千葉県松戸市のベトナム国籍の小学3年生レェ・ティ・ニャット・リンさん(当時9)が殺害された事件でわいせつ目的略取・誘拐、強制わいせつ致死、殺人、死体遺棄の罪に問われた渋谷恭正被告(47)の裁判員裁判の判決公判が6日、千葉地裁(野原俊郎裁判長)で開かれ、無期懲役(求刑死刑)の判決が言い渡された。犯人かどうかが争点だったが、判決は渋谷被告が「犯人と認められる」と認定。一方で、死刑と無期懲役を検討したが、検察側が主張した計画性について「場当たり的」などとし、死刑がやむを得ないとまでは認められないとした。父レェ・アイン・ハオさん(35)は即日、控訴の意向を検察側に伝えた。

 「被告人を無期懲役に処す-」。裁判長の判決言い渡しを、渋谷被告は身じろぎせずに聴き入った。被害者参加制度を利用して検察側席に入った父ハオさんは首を振るような仕草で納得できない様子だった。

 渋谷被告は、ズボンはこれまでの公判でよくはいていた迷彩柄のズボン。しかし、シャツは毎回羽織っていた黒いジャージではなく、初めて白い半そでシャツを着て出廷。服装には変化があったが、これまでの無罪主張をくつがえすような発言はなく、名前を確認され「えっと、渋谷恭正です」とだけ淡々と話した。裁判長は、主文を先に言い渡し、判決文を読み上げた。渋谷被告は黙って聞いていた。

 被告が犯人なのか、犯人でないのかが問われた裁判員裁判。渋谷被告は、DNA鑑定などの証拠について、警察など捜査機関による捏造(ねつぞう)だとして無罪を主張していた。しかし、判決理由で裁判長は、被告や弁護側が主張したDNA鑑定に汚染や故意の混入があったとの弁護側の主張は「抽象的で具体的な可能性がない」とし「認められない」と退けた。一方、遺体の腹部から検出された付着物のDNA型が被告とリンさんのものであるなどとした検察側の立証を支持。「証拠能力は極めて高い」と延べた。

 また、無罪を主張する被告が事件当日の昨年3月24日、登校時の見守り活動に行かなかったことを「都合が悪くなった」とし、補導員の説明会に行かなかったのを「具合が悪かった」、捜索に加わらず「釣りの下見に行った」とした主張について、「信用できない」と退ける一方、事件当日に被告と会話したとする証人たちが渋谷被告から聞いたと証言した「母の介護で行けなかった」「不幸ができまして」といった発言が実際にあったと認定。被告の証言について「DNA鑑定の結果とも、被告の証言は矛盾し、全体として信用できない」と退けた。
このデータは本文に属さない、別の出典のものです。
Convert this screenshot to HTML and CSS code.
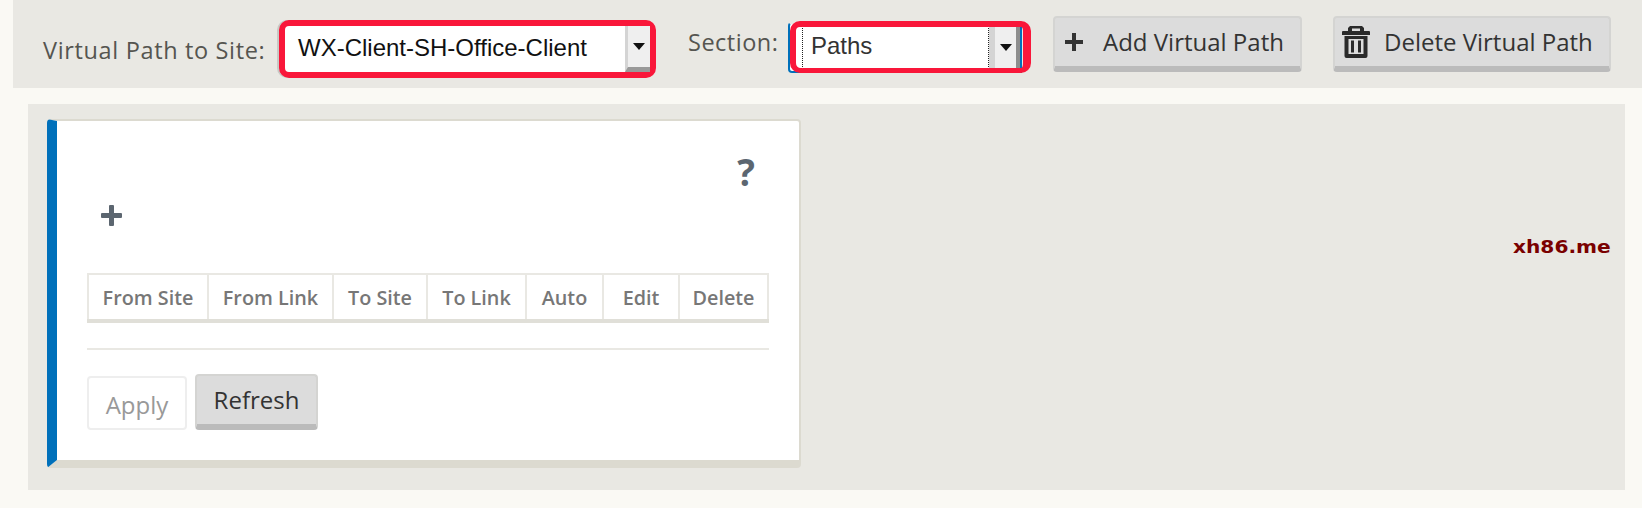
FILE: index.html
```html
<!DOCTYPE html>
<html lang="en">
<head>
<meta charset="utf-8">
<title>Virtual Paths</title>
<link rel="stylesheet" href="styles.css">
</head>
<body>
<header class="toolbar">
  <span class="label label-site">Virtual Path to Site:</span>
  <div class="select-site">
    <span class="select-value">WX-Client-SH-Office-Client</span>
    <span class="select-arrow"><i class="caret"></i></span>
  </div>
  <span class="label label-section">Section:</span>
  <div class="select-section">
    <span class="section-value">Paths</span>
    <span class="section-arrow"><i class="caret"></i></span>
    <span class="annotation"></span>
  </div>
  <button class="btn btn-add" type="button">
    <svg class="icon-plus" viewBox="0 0 20 20" aria-hidden="true"><path d="M8 1h4v7h7v4h-7v7H8v-7H1V8h7z"/></svg>
    <span>Add Virtual Path</span>
  </button>
  <button class="btn btn-delete" type="button">
    <svg class="icon-trash" viewBox="0 0 28 32" aria-hidden="true"><path fill-rule="evenodd" d="M8 0h12l2 2v3h5q1 0 1 1v3H0V6q0-1 1-1h5V2zM10 2.500V5h8V2.500zM2.500 10h23v20q0 2-2 2h-19q-2 0-2-2zM6.500 13v15h15V13zM9 14.500h3v12H9zM16 14.500h3v12h-3z"/></svg>
    <span>Delete Virtual Path</span>
  </button>
</header>
<main class="panel">
  <section class="card">
    <div class="card-help">?</div>
    <svg class="card-plus" viewBox="0 0 21 21" aria-hidden="true"><path d="M8 1q0-1 1-1h3q1 0 1 1v7h7q1 0 1 1v3q0 1-1 1h-7v7q0 1-1 1H9q-1 0-1-1v-7H1q-1 0-1-1V9q0-1 1-1h7z"/></svg>
    <table class="paths">
      <thead>
        <tr>
          <th class="col-from-site">From Site</th>
          <th class="col-from-link">From Link</th>
          <th class="col-to-site">To Site</th>
          <th class="col-to-link">To Link</th>
          <th class="col-auto">Auto</th>
          <th class="col-edit">Edit</th>
          <th class="col-delete">Delete</th>
        </tr>
      </thead>
    </table>
    <hr class="divider">
    <div class="actions">
      <button class="btn-apply" type="button">Apply</button>
      <button class="btn-refresh" type="button">Refresh</button>
    </div>
  </section>
  <div class="watermark">xh86.me</div>
</main>
</body>
</html>
```
FILE: styles.css
```css
* { box-sizing: border-box; }
html, body { margin: 0; padding: 0; }
body {
  width: 1642px;
  height: 508px;
  background: #faf9f4;
  font-family: "Open Sans", sans-serif;
  overflow: hidden;
}
.toolbar {
  display: flex;
  align-items: flex-start;
  height: 88px;
  margin-left: 13px;
  padding-left: 30px;
  background: #e9e8e3;
}
.label {
  color: #555550;
  font-size: 23.500px;
  line-height: 28px;
  white-space: nowrap;
}
.label-site { width: 236px; margin-top: 36px; letter-spacing: 0.65px; }
.label-section { width: 100px; margin-top: 28px; margin-left: 32px; letter-spacing: 0.5px; }
.select-site {
  display: flex;
  width: 377px;
  height: 58px;
  margin-top: 20px;
  border: 6px solid #f9173a;
  border-radius: 10px;
  background: #fff;
  box-shadow: -2px 0 0 #c9c9c5;
}
.select-value {
  flex: 1;
  padding-left: 13px;
  color: #111;
  font: 24px/44px "Liberation Sans", Arial, sans-serif;
  white-space: nowrap;
}
.select-arrow {
  display: flex;
  align-items: center;
  justify-content: center;
  width: 25px;
  background: #efefef;
  border-left: 3px solid #d4d4d4;
  border-bottom: 5px solid #999;
}
.caret {
  display: block;
  width: 0;
  height: 0;
  border-left: 6px solid transparent;
  border-right: 6px solid transparent;
  border-top: 7px solid #111;
}
.select-section {
  position: relative;
  display: flex;
  width: 234px;
  height: 51px;
  margin-top: 22px;
  background: #fff;
  border: 2px solid #0070ba;
  border-top-color: #e9e8e3;
  border-radius: 4px 0 0 4px;
}
.section-value {
  width: 187px;
  margin-left: 12px;
  padding-left: 8px;
  color: #333;
  font: 24px/44px "Liberation Sans", Arial, sans-serif;
  border-left: 1px dotted #222;
  border-right: 1px dotted #222;
}
.section-arrow {
  display: flex;
  align-items: center;
  justify-content: center;
  width: 31px;
  background: #efefef;
  border-left: 6px solid #d4d4d4;
  border-right: 4px solid #8d8d8d;
}
.annotation {
  position: absolute;
  left: 0;
  top: -3px;
  width: 241px;
  height: 52px;
  border: solid #f9173a;
  border-width: 6px 8px 5px 6px;
  border-radius: 10px;
  pointer-events: none;
}
.btn {
  display: flex;
  align-items: center;
  height: 56px;
  margin-top: 16px;
  padding: 0;
  background: #dcdcdc;
  border: 2px solid #d4d4d2;
  border-bottom: 6px solid #bbb;
  border-radius: 4px;
  color: #333;
  font: 24px/28px "Open Sans", sans-serif;
  white-space: nowrap;
}
.btn-add { width: 249px; margin-left: 31px; }
.btn-delete { width: 278px; margin-left: 31px; }
.icon-plus { width: 20px; height: 20px; margin: 0 19px 0 9px; fill: #333; }
.icon-trash { width: 28px; height: 32px; margin: 0 14px 0 7px; fill: #2a2a2a; }
.panel {
  display: flex;
  align-items: flex-start;
  width: 1597px;
  height: 386px;
  margin: 16px 0 0 28px;
  padding: 15px 0 0 19px;
  background: #e9e8e3;
}
.card {
  position: relative;
  width: 754px;
  height: 349px;
  padding: 0 0 0 30px;
  background: #fff;
  border: solid #dcdad0;
  border-width: 2px 2px 8px 10px;
  border-left-color: #0070ba;
  border-radius: 4px;
}
.card-help {
  position: absolute;
  right: 44px;
  top: 26px;
  color: #5c6670;
  font: 700 37px/50px "Open Sans", sans-serif;
}
.card-plus {
  display: block;
  width: 21px;
  height: 21px;
  margin: 84px 0 0 14px;
  fill: #5c6670;
}
.paths {
  width: 680px;
  margin-top: 47px;
  border-collapse: collapse;
  table-layout: fixed;
  border-bottom: 4px solid #e0dfd8;
}
.paths th {
  height: 47px;
  padding: 0;
  border: 2px solid #e9e8e3;
  border-bottom: 0;
  color: #777;
  font-size: 19.800px;
  font-weight: 600;
  text-align: center;
  white-space: nowrap;
}
.col-from-site { width: 120px; }
.col-from-link { width: 125px; }
.col-to-site { width: 94px; }
.col-to-link { width: 99px; }
.col-auto { width: 77px; }
.col-edit { width: 76px; }
.col-delete { width: 89px; }
.divider {
  width: 682px;
  height: 2px;
  margin: 25px 0 0;
  border: 0;
  background: #e9e8e3;
}
.actions {
  display: flex;
  align-items: flex-end;
  gap: 8px;
  margin-top: 24px;
}
.btn-apply {
  width: 100px;
  height: 54px;
  padding: 4px 0 0;
  background: #fff;
  border: 2px solid #eee;
  border-radius: 4px;
  color: #999;
  font: 24px/28px "Open Sans", sans-serif;
}
.btn-refresh {
  width: 123px;
  height: 56px;
  padding: 0;
  background: #dcdcdc;
  border: 2px solid #d4d4d2;
  border-bottom: 6px solid #bbb;
  border-radius: 4px;
  color: #333;
  font: 24px/28px "Open Sans", sans-serif;
}
.watermark {
  margin: 116px 0 0 712px;
  color: #7a0000;
  font: 700 18px/24px "DejaVu Sans", sans-serif;
  white-space: nowrap;
  transform: scaleX(1.12);
  transform-origin: left center;
}
```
 犯人性について、裁判長は「被告人の指紋、足跡がなくても、被告が本件の犯人と認められる」と結論づけた。

 被害者1人の殺人事件で死刑が求刑された事件。量刑の判断にも注目が集まった裁判だった。裁判長は量刑について、裁判長は「両親の峻烈(しゅんれつ)な処罰感情も親として当然」とした上で、リンさんのランドセルや衣服などを分散して投棄し、ドライブレコーダーの記録も消去するなど、罪状隠滅も行っていると指摘。さらに、公判中、「親の責任だ、などと、無神経にも親を傷つける発言までしており、反省は皆無だ」とも指摘した。

 裁判長は、これらの事情を加味して、有期懲役ではなく、死刑判決または無期懲役判決を検討したと説明。ただ、究極の刑罰である死刑を選択するには、同様の事件の量刑との「公平性に配慮する必要がある」とも説明した。これについては「殺害状況が特異かつ冷酷か」また「強い計画性があったか」を検討したと明かした。

 この2点について、裁判長は「わいせつ行為の発覚を免れるための殺害は他の事件でもある」、計画性については、遺棄場所を探して車で走り回るなど「むしろ場当たり的」「意を決して計画していたとまでは言えない」と指摘。この2点について、「検察側の立証が十分立証ではない」とし、死刑を言い渡すのに「真にやむを得ないとまでは認められない」と、無期懲役判決を選択した理由を説明した。